**DIRECTIONS FOR THIS TASK**.
Examine each line of the data. Copy those that contain the string "styles".

**DATA LINES**.
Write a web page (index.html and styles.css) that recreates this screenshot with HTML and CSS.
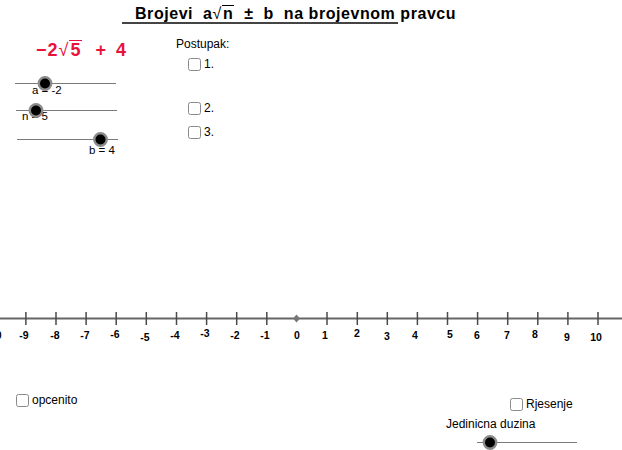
FILE: index.html
```html
<!DOCTYPE html>
<html>
<head>
<meta charset="utf-8">
<link rel="stylesheet" href="styles.css">
</head>
<body>
<div class="applet">
  <svg class="graphics" width="622" height="450" viewBox="0 0 622 450">
    <!-- sliders -->
    <g class="slider-line">
      <line x1="15" y1="83.5" x2="116" y2="83.5"/>
      <line x1="16" y1="110.5" x2="117" y2="110.5"/>
      <line x1="17" y1="139.5" x2="118" y2="139.5"/>
      <line x1="477" y1="442.5" x2="577" y2="442.5"/>
    </g>
    <!-- axis -->
    <line class="axis" x1="0" y1="318.5" x2="622" y2="318.5"/>
    <g class="ticks">
      <line x1="-5.3" y1="312" x2="-5.3" y2="325"/>
      <line x1="25.9" y1="312" x2="25.9" y2="325"/>
      <line x1="56" y1="312" x2="56" y2="325"/>
      <line x1="86.1" y1="312" x2="86.1" y2="325"/>
      <line x1="116.2" y1="312" x2="116.2" y2="325"/>
      <line x1="146.3" y1="312" x2="146.3" y2="325"/>
      <line x1="176.5" y1="312" x2="176.5" y2="325"/>
      <line x1="206.6" y1="312" x2="206.6" y2="325"/>
      <line x1="236.7" y1="312" x2="236.7" y2="325"/>
      <line x1="266.8" y1="312" x2="266.8" y2="325"/>
      <line x1="327" y1="312" x2="327" y2="325"/>
      <line x1="357.3" y1="312" x2="357.3" y2="325"/>
      <line x1="387.3" y1="312" x2="387.3" y2="325"/>
      <line x1="417.4" y1="312" x2="417.4" y2="325"/>
      <line x1="447.5" y1="312" x2="447.5" y2="325"/>
      <line x1="477.6" y1="312" x2="477.6" y2="325"/>
      <line x1="507.7" y1="312" x2="507.7" y2="325"/>
      <line x1="537.8" y1="312" x2="537.8" y2="325"/>
      <line x1="567.9" y1="312" x2="567.9" y2="325"/>
      <line x1="598" y1="312" x2="598" y2="325"/>
    </g>
    <path class="origin" d="M296.5 314.5 L300 318.5 L296.5 322.5 L293 318.5 Z"/>
    <g class="tick-labels">
      <text x="-6" y="339">-10</text>
      <text x="24" y="339">-9</text>
      <text x="55" y="339">-8</text>
      <text x="85" y="339">-7</text>
      <text x="115" y="338">-6</text>
      <text x="145" y="341">-5</text>
      <text x="175" y="339">-4</text>
      <text x="205" y="337">-3</text>
      <text x="235" y="339">-2</text>
      <text x="265" y="339">-1</text>
      <text x="297" y="339">0</text>
      <text x="325" y="339">1</text>
      <text x="357" y="337">2</text>
      <text x="387" y="340">3</text>
      <text x="415" y="339">4</text>
      <text x="450" y="338">5</text>
      <text x="477" y="339">6</text>
      <text x="507" y="339">7</text>
      <text x="535" y="338">8</text>
      <text x="567" y="341">9</text>
      <text x="596" y="341">10</text>
    </g>
    <!-- slider labels -->
    <g class="slider-labels">
      <text x="32" y="94">a = -2</text>
      <text x="22" y="120">n = 5</text>
      <text x="89" y="154">b = 4</text>
    </g>
    <!-- knobs -->
    <g class="knob">
      <circle cx="45" cy="83.5" r="6.2"/>
      <circle cx="36" cy="110.5" r="6.2"/>
      <circle cx="100.5" cy="139.5" r="6.2"/>
      <circle cx="490" cy="442.5" r="6.2"/>
    </g>
  </svg>

  <div class="title">Brojevi&nbsp; a<span class="rt">√</span><span class="rad">n</span>&nbsp; ±&nbsp; b&nbsp; na brojevnom pravcu</div>
  <div class="title-rule"></div>

  <div class="formula">−2<span class="rt">√</span><span class="rad">5</span><span class="op">+</span>4</div>

  <div class="text postupak">Postupak:</div>

  <label class="check step1"><span class="box"></span>1.</label>
  <label class="check step2"><span class="box"></span>2.</label>
  <label class="check step3"><span class="box"></span>3.</label>
  <label class="check opcenito"><span class="box"></span>opcenito</label>
  <label class="check rjesenje"><span class="box"></span>Rjesenje</label>

  <div class="text jedinicna">Jedinicna duzina</div>
</div>
</body>
</html>
```

FILE: styles.css
```css
html, body {
  margin: 0;
  padding: 0;
  background: #ffffff;
}

.applet {
  position: relative;
  width: 622px;
  height: 450px;
  overflow: hidden;
  font-family: "Liberation Sans", Arial, sans-serif;
  color: #000;
}

.graphics {
  position: absolute;
  left: 0;
  top: 0;
}

.slider-line line {
  stroke: #7a7a7a;
  stroke-width: 1;
}

.axis {
  stroke: #666666;
  stroke-width: 2;
}

.ticks line {
  stroke: #4a4a4a;
  stroke-width: 1.5;
}

.origin {
  fill: #777777;
}

.tick-labels text {
  font-family: "Liberation Sans", Arial, sans-serif;
  font-weight: bold;
  font-size: 10.5px;
  text-anchor: middle;
  fill: #000;
}

.slider-labels text {
  font-family: "Liberation Sans", Arial, sans-serif;
  font-size: 11.5px;
  fill: #000;
}

.knob circle {
  fill: #000;
  stroke: #8a8a8a;
  stroke-width: 2.4;
}

.title {
  position: absolute;
  left: 135px;
  top: 4px;
  font-size: 16px;
  font-weight: bold;
  line-height: 19px;
  white-space: nowrap;
  letter-spacing: 0.55px;
}

.rt {
  font-weight: normal;
}

.rad {
  border-top: 1.5px solid currentColor;
  padding: 0 1px;
  display: inline-block;
  line-height: 1;
}

.title-rule {
  position: absolute;
  left: 122px;
  top: 22px;
  width: 276px;
  height: 1.5px;
  background: #444;
}

.formula {
  position: absolute;
  left: 36px;
  top: 40px;
  font-size: 18px;
  font-weight: bold;
  color: #e8133c;
  white-space: nowrap;
  line-height: 21px;
  letter-spacing: 1px;
}

.op {
  display: inline-block;
  margin: 0 9px 0 13px;
}

.text {
  position: absolute;
  font-size: 12px;
  line-height: 14px;
  white-space: nowrap;
}

.postupak {
  left: 176px;
  top: 37px;
}

.jedinicna {
  left: 446px;
  top: 417px;
}

.check {
  position: absolute;
  display: flex;
  align-items: center;
  gap: 3px;
  font-size: 12px;
  line-height: 14px;
  white-space: nowrap;
}

.box {
  width: 11px;
  height: 11px;
  border: 1.5px solid #8a8a8a;
  border-radius: 2.5px;
  background: #fff;
}

.step1 { left: 188px; top: 57px; }
.step2 { left: 188px; top: 101px; }
.step3 { left: 188px; top: 125px; }
.opcenito { left: 16px; top: 393px; }
.rjesenje { left: 510px; top: 397px; }
```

**TASK OUTPUT**.
Write a web page (index.html and styles.css) that recreates this screenshot with HTML and CSS.
<link rel="stylesheet" href="styles.css">
FILE: styles.css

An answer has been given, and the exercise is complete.